Installing Scientific Packages

Page Status:Incomplete
Last Reviewed:2014-07-24

Scientific software tends to have more complex dependencies than most, and it will often have multiple build options to take advantage of different kinds of hardware, or to interoperate with different pieces of external software.

In particular, NumPy, which provides the basis for most of the software in the scientific Python stack can be configured to interoperate with different FORTRAN libraries, and can take advantage of different levels of vectorised instructions available in modern CPUs.

Unfortunately, as of December 2013, given NumPy’s current build and distribution model, the standard tools currently aren’t quite up to the task of distributing pre-built NumPy binaries, as most users aren’t going to know which version they need, and the wheel format currently doesn’t allow the installer to make that decision on the user’s behalf at install time.

It is expected that this situation will eventually be resolved either by future iterations of the standard tools providing full support for the intricacies of NumPy’s current build and distribution process, or by the NumPy developers choosing one build variant as the “lowest acceptable common denominator” and publishing that as a wheel file on PyPI.

In the meantime, however, there are a number of alternative options for obtaining scientific Python libraries (or any other Python libraries that require a compilation environment to install from source and don’t provide pre-built wheel files on PyPI).

Building from source

The same complexity which makes it difficult to distribute NumPy (and many of the projects that depend on it) as wheel files also make them difficult to build from source yourself. However, for intrepid folks that are willing to spend the time wrangling compilers and linkers for both C and FORTRAN, building from source is always an option.

Linux distribution packages

For Linux users, the system package manager will often have pre-compiled versions of various pieces of scientific software, including NumPy and other parts of the scientific Python stack.

If using versions which may be several months old is acceptable, then this is likely to be a good option (just make sure to allow access to distributions installed into the system Python when using virtual environments).

Windows installers

Many Python projects that don’t (or can’t) currently publish wheel files at least publish Windows installers, either on PyPI or on their project download page. Using these installers allows users to avoid the need to set up a suitable environment to build extensions locally.

The extensions provided in these installers are typically compatible with the CPython Windows installers published on python.org.

For projects which don’t provide their own Windows installers (and even some which do), Christoph Gohlke at the University of California provides a collection of Windows installers. Many Python users on Windows have reported a positive experience with these prebuilt versions.

As with Linux system packages, the Windows installers will only install into a system Python installation - they do not support installation in virtual environments.

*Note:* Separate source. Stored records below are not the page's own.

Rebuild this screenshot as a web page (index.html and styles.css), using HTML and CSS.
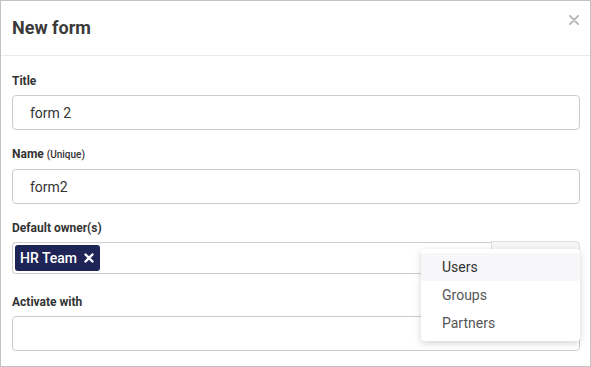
FILE: index.html
```html
<!DOCTYPE html>
<html lang="en">
<head>
    <meta charset="UTF-8">
    <meta name="viewport" content="width=device-width, initial-scale=1.0">
    <title>New form</title>
    <link rel="stylesheet" href="styles.css">
</head>
<body>
    <div class="modal">
        <header class="modal-header">
            <h1>New form</h1>
            <a href="#" class="close" aria-label="Close">
                <svg width="10" height="10" viewBox="0 0 10 10"><path d="M1 1L9 9M9 1L1 9" stroke="#b8b8b8" stroke-width="1.8" stroke-linecap="round"/></svg>
            </a>
        </header>

        <form class="modal-body">
            <div class="form-group">
                <label for="title">Title</label>
                <input type="text" id="title" value="form 2">
            </div>
            <div class="form-group">
                <label for="name">Name <small>(Unique)</small></label>
                <input type="text" id="name" value="form2">
            </div>
            <div class="form-group owners">
                <label>Default owner(s)</label>
                <div class="owner-field">
                    <div class="tags">
                        <span class="tag">HR Team
                            <svg width="10" height="10" viewBox="0 0 10 10"><path d="M1.5 1.5L8.5 8.5M8.5 1.5L1.5 8.5" stroke="#fff" stroke-width="2.4" stroke-linecap="round"/></svg>
                        </span>
                    </div>
                    <button type="button" class="owner-btn"></button>
                    <ul class="dropdown">
                        <li class="active">Users</li>
                        <li>Groups</li>
                        <li>Partners</li>
                    </ul>
                </div>
            </div>
            <div class="form-group">
                <label for="activate">Activate with</label>
                <input type="text" id="activate">
            </div>
        </form>
    </div>
</body>
</html>
```

FILE: styles.css
```css
* {
    box-sizing: border-box;
}
body {
    margin: 0;
    font-family: Roboto, "Liberation Sans", sans-serif;
    color: #333;
    background: #fff;
}
.modal {
    width: 591px;
    height: 367px;
    border: 1px solid #c2c2c2;
    overflow: hidden;
}
.modal-header {
    height: 55px;
    display: flex;
    align-items: center;
    justify-content: space-between;
    padding: 0 12px 2px 11px;
    border-bottom: 1px solid #e9e9e9;
}
.modal-header h1 {
    margin: 0;
    font-size: 18px;
    font-weight: 700;
    color: #3a3a3a;
}
.close {
    display: flex;
    margin-top: -14px;
    margin-right: -1px;
}
.modal-body {
    padding: 17px 10px 0 11px;
}
.form-group {
    margin-bottom: 16px;
}
.form-group.owners {
    margin-bottom: 20px;
}
label {
    display: block;
    font-size: 12px;
    font-weight: 700;
    line-height: 16px;
    color: #333;
    margin-bottom: 6px;
}
label small {
    font-size: 10px;
    font-weight: 500;
}
input {
    display: block;
    width: 100%;
    height: 35px;
    padding: 0 17px;
    border: 1px solid #cdcdcd;
    border-radius: 4px;
    font-family: inherit;
    font-size: 14px;
    color: #333;
    outline: none;
}
.owner-field {
    position: relative;
    display: flex;
    height: 32px;
}
.tags {
    flex: 1;
    display: flex;
    align-items: center;
    padding: 0 2px;
    border: 1px solid #cdcdcd;
    border-right: none;
    border-radius: 4px 0 0 4px;
}
.tag {
    display: inline-flex;
    align-items: center;
    gap: 7px;
    height: 26px;
    padding: 0 6px 0 5px;
    background: #1f2457;
    color: #fff;
    border-radius: 3px;
    font-size: 14px;
    font-weight: 500;
}
.owner-btn {
    width: 89px;
    height: 33px;
    margin-top: -1px;
    border: 1px solid #dedede;
    border-radius: 0 4px 4px 0;
    background: #f6f6f7;
}
.dropdown {
    position: absolute;
    top: 7px;
    right: 0;
    width: 159px;
    margin: 0;
    padding: 4px 0;
    list-style: none;
    background: #fff;
    border-radius: 3px;
    box-shadow: 0 2px 7px rgba(0, 0, 0, 0.18);
    z-index: 2;
}
.dropdown li {
    height: 28px;
    line-height: 28px;
    padding-left: 21px;
    font-size: 14px;
    color: #555;
}
.dropdown li.active {
    background: #f7f7fa;
    color: #333;
}
```
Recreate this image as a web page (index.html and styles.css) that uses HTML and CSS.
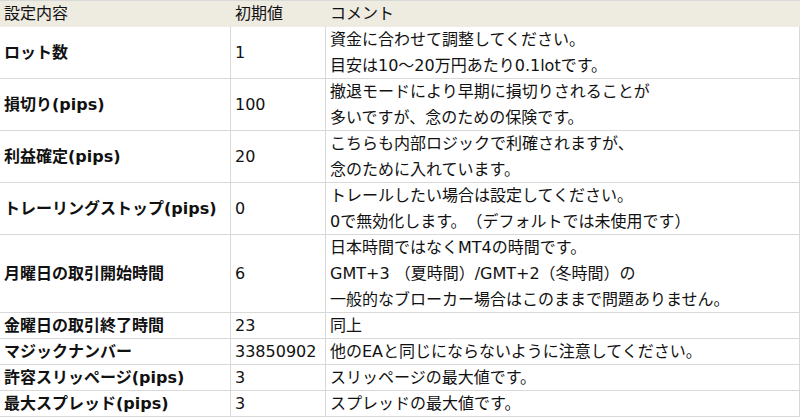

Allowing access to distributions installed into the system Python when using virtual environments is a common approach to working around this limitation.

The wheel project also provides a wheel convert subcommand that can convert a Windows bdist_wininst installer to a wheel.

Mac OS X installers and package managers

Similar to the situation on Windows, many projects (including NumPy) publish Mac OS X installers that are compatible with the Mac OS X CPython binaries published on python.org.

Mac OS X users also have access to Linux distribution style package managers such as MacPorts. The SciPy site has more details on using MacPorts to install the scientific Python stack

SciPy distributions

The SciPy site lists several distributions that provide the full SciPy stack to end users in an easy to use and update format.

Some of these distributions may not be compatible with the standard pip and virtualenv based toolchain.

Spack

Spack is a flexible package manager designed to support multiple versions, configurations, platforms, and compilers. It was built to support the needs of large supercomputing centers and scientific application teams, who must often build software many different ways. Spack is not limited to Python; it can install packages for C, C++, Fortran, R, and other languages. It is non-destructive; installing a new version of one package does not break existing installations, so many configurations can coexist on the same system.

Spack offers a simple but powerful syntax that allows users to specify versions and configuration options concisely. Package files are written in pure Python, and they are templated so that it is easy to swap compilers, dependency implementations (like MPI), versions, and build options with a single package file. Spack also generates module files so that packages can be loaded and unloaded from the user’s environment.

The conda cross-platform package manager

Anaconda is a Python distribution published by Continuum Analytics. It is a stable collection of Open Source packages for big data and scientific use. About 100 are installed with Anaconda 2.2, and a total of 279 can be installed and updated from the Anaconda repository.

conda an open source (BSD licensed) package management system and environment management system included in Anaconda that allows users to install multiple versions of binary software packages and their dependencies, and easily switch between them. It is a cross-platform tool working on Windows, OSX, and Linux. Conda can be used to package up and distribute all kinds of packages, it is not limited to just Python packages. It has full support for native virtual environments. Conda makes environments first-class citizens, making it easy to create independent environments even for C libraries. It is written in Python, but is Python-agnostic. Conda manages python itself as a package, so that conda update python is possible, in contrast to pip, which only manages Python packages. Conda is available in Anaconda and Miniconda (an easy-to-install download with just Python and conda).